## Start COLLECTED MATERIAL

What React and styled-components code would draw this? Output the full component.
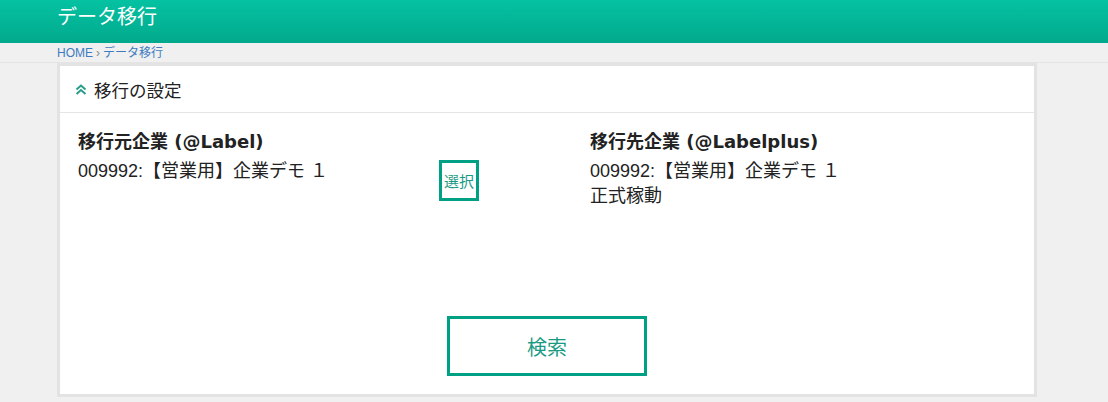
import React from 'react'
import styled, { createGlobalStyle } from 'styled-components'

const GlobalStyle = createGlobalStyle`
    body{
        margin:0;
        background-color:#f0f0f0;
        font-family:"Liberation Sans", "Noto Sans CJK JP", sans-serif;
        color:#222;
    }
`

function DoubleUp() {
    return (
        <svg width="12" height="11" viewBox="0 0 12 11">
            <path d="M1.5 5.5 L6 1.5 L10.5 5.5 M1.5 10 L6 6 L10.5 10" fill="none" stroke="#2a9d88" strokeWidth="2" />
        </svg>
    )
}

function App() {
    return (
        <>
            <GlobalStyle />
            <Header>データ移行</Header>
            <Breadcrumb>
                <Crumb>HOME</Crumb>
                <Sep>›</Sep>
                <Crumb>データ移行</Crumb>
            </Breadcrumb>
            <Card>
                <CardHead>
                    <DoubleUp />
                    <span>移行の設定</span>
                </CardHead>
                <CardBody>
                    <Columns>
                        <SourceCol>
                            <Info>
                                <Label>移行元企業 (@Label)</Label>
                                <Value>009992:【営業用】企業デモ １</Value>
                            </Info>
                            <SmallButton>選択</SmallButton>
                        </SourceCol>
                        <Info>
                            <Label>移行先企業 (@Labelplus)</Label>
                            <Value>009992:【営業用】企業デモ １</Value>
                            <Value>正式稼動</Value>
                        </Info>
                    </Columns>
                    <SearchButton>検索</SearchButton>
                </CardBody>
            </Card>
        </>
    )
}

export default App


const Header = styled.div`
    height:43px;
    box-sizing:border-box;
    padding-left:57px;
    background:linear-gradient(#04c2a2, #02a98c);
    color:#fff;
    font-size:20px;
    line-height:34px;
`
const Breadcrumb = styled.div`
    height:20px;
    box-sizing:border-box;
    padding-left:57px;
    border-bottom:1px solid #e4e4e4;
    display:flex;
    align-items:center;
    gap:3px;
    font-size:12px;
    line-height:20px;
`
const Crumb = styled.span`
    color:#3d7cc0;
`
const Sep = styled.span`
    color:#888;
`
const Card = styled.div`
    margin-left:57px;
    width:980px;
    height:334px;
    box-sizing:border-box;
    border:3px solid #e3e3e3;
    background-color:#fff;
    display:flex;
    flex-direction:column;
`
const CardHead = styled.div`
    height:47px;
    box-sizing:border-box;
    border-bottom:1px solid #e5e5e5;
    padding-left:15px;
    display:flex;
    align-items:center;
    gap:7px;
    font-size:17.5px;
    color:#222;
`
const CardBody = styled.div`
    flex:1;
    padding:17px 18px 18px;
    display:flex;
    flex-direction:column;
    align-items:stretch;
`
const Columns = styled.div`
    display:grid;
    grid-template-columns:512px 1fr;
`
const SourceCol = styled.div`
    display:flex;
    align-items:flex-start;
`
const Info = styled.div`
    width:361px;
`
const Label = styled.div`
    font-family:"DejaVu Sans", "Noto Sans CJK JP", sans-serif;
    font-size:18px;
    font-weight:700;
    line-height:24px;
    margin-bottom:5px;
    white-space:nowrap;
`
const Value = styled.div`
    font-size:18px;
    line-height:25px;
    color:#222;
    white-space:nowrap;
`
const SmallButton = styled.button`
    margin-top:30px;
    width:40px;
    height:41px;
    box-sizing:border-box;
    border:3px solid #00a085;
    background:#fff;
    color:#1a9a85;
    font-family:"Noto Sans CJK JP", sans-serif;
    font-size:15px;
    padding:0;
    cursor:pointer;
`
const SearchButton = styled.button`
    margin-top:auto;
    align-self:center;
    width:200px;
    height:60px;
    box-sizing:border-box;
    border:3px solid #00a085;
    background:#fff;
    color:#1a9a85;
    font-family:"Noto Sans CJK JP", sans-serif;
    font-size:20px;
    cursor:pointer;
`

## End COLLECTED MATERIAL

GIVEN INSTRUCTION | Without including any picture, repeat the data exactly.

WORKED ANSWER |
What React and styled-components code would draw this? Output the full component.
import React from 'react'
import styled, { createGlobalStyle } from 'styled-components'

const GlobalStyle = createGlobalStyle`
    body{
        margin:0;
        background-color:#f0f0f0;
        font-family:"Liberation Sans", "Noto Sans CJK JP", sans-serif;
        color:#222;
    }
`

function DoubleUp() {
    return (
        <svg width="12" height="11" viewBox="0 0 12 11">
            <path d="M1.5 5.5 L6 1.5 L10.5 5.5 M1.5 10 L6 6 L10.5 10" fill="none" stroke="#2a9d88" strokeWidth="2" />
        </svg>
    )
}

function App() {
    return (
        <>
            <GlobalStyle />
            <Header>データ移行</Header>
            <Breadcrumb>
                <Crumb>HOME</Crumb>
                <Sep>›</Sep>
                <Crumb>データ移行</Crumb>
            </Breadcrumb>
            <Card>
                <CardHead>
                    <DoubleUp />
                    <span>移行の設定</span>
                </CardHead>
                <CardBody>
                    <Columns>
                        <SourceCol>
                            <Info>
                                <Label>移行元企業 (@Label)</Label>
                                <Value>009992:【営業用】企業デモ １</Value>
                            </Info>
                            <SmallButton>選択</SmallButton>
                        </SourceCol>
                        <Info>
                            <Label>移行先企業 (@Labelplus)</Label>
                            <Value>009992:【営業用】企業デモ １</Value>
                            <Value>正式稼動</Value>
                        </Info>
                    </Columns>
                    <SearchButton>検索</SearchButton>
                </CardBody>
            </Card>
        </>
    )
}

export default App


const Header = styled.div`
    height:43px;
    box-sizing:border-box;
    padding-left:57px;
    background:linear-gradient(#04c2a2, #02a98c);
    color:#fff;
    font-size:20px;
    line-height:34px;
`
const Breadcrumb = styled.div`
    height:20px;
    box-sizing:border-box;
    padding-left:57px;
    border-bottom:1px solid #e4e4e4;
    display:flex;
    align-items:center;
    gap:3px;
    font-size:12px;
    line-height:20px;
`
const Crumb = styled.span`
    color:#3d7cc0;
`
const Sep = styled.span`
    color:#888;
`
const Card = styled.div`
    margin-left:57px;
    width:980px;
    height:334px;
    box-sizing:border-box;
    border:3px solid #e3e3e3;
    background-color:#fff;
    display:flex;
    flex-direction:column;
`
const CardHead = styled.div`
    height:47px;
    box-sizing:border-box;
    border-bottom:1px solid #e5e5e5;
    padding-left:15px;
    display:flex;
    align-items:center;
    gap:7px;
    font-size:17.5px;
    color:#222;
`
const CardBody = styled.div`
    flex:1;
    padding:17px 18px 18px;
    display:flex;
    flex-direction:column;
    align-items:stretch;
`
const Columns = styled.div`
    display:grid;
    grid-template-columns:512px 1fr;
`
const SourceCol = styled.div`
    display:flex;
    align-items:flex-start;
`
const Info = styled.div`
    width:361px;
`
const Label = styled.div`
    font-family:"DejaVu Sans", "Noto Sans CJK JP", sans-serif;
    font-size:18px;
    font-weight:700;
    line-height:24px;
    margin-bottom:5px;
    white-space:nowrap;
`
const Value = styled.div`
    font-size:18px;
    line-height:25px;
    color:#222;
    white-space:nowrap;
`
const SmallButton = styled.button`
    margin-top:30px;
    width:40px;
    height:41px;
    box-sizing:border-box;
    border:3px solid #00a085;
    background:#fff;
    color:#1a9a85;
    font-family:"Noto Sans CJK JP", sans-serif;
    font-size:15px;
    padding:0;
    cursor:pointer;
`
const SearchButton = styled.button`
    margin-top:auto;
    align-self:center;
    width:200px;
    height:60px;
    box-sizing:border-box;
    border:3px solid #00a085;
    background:#fff;
    color:#1a9a85;
    font-family:"Noto Sans CJK JP", sans-serif;
    font-size:20px;
    cursor:pointer;
`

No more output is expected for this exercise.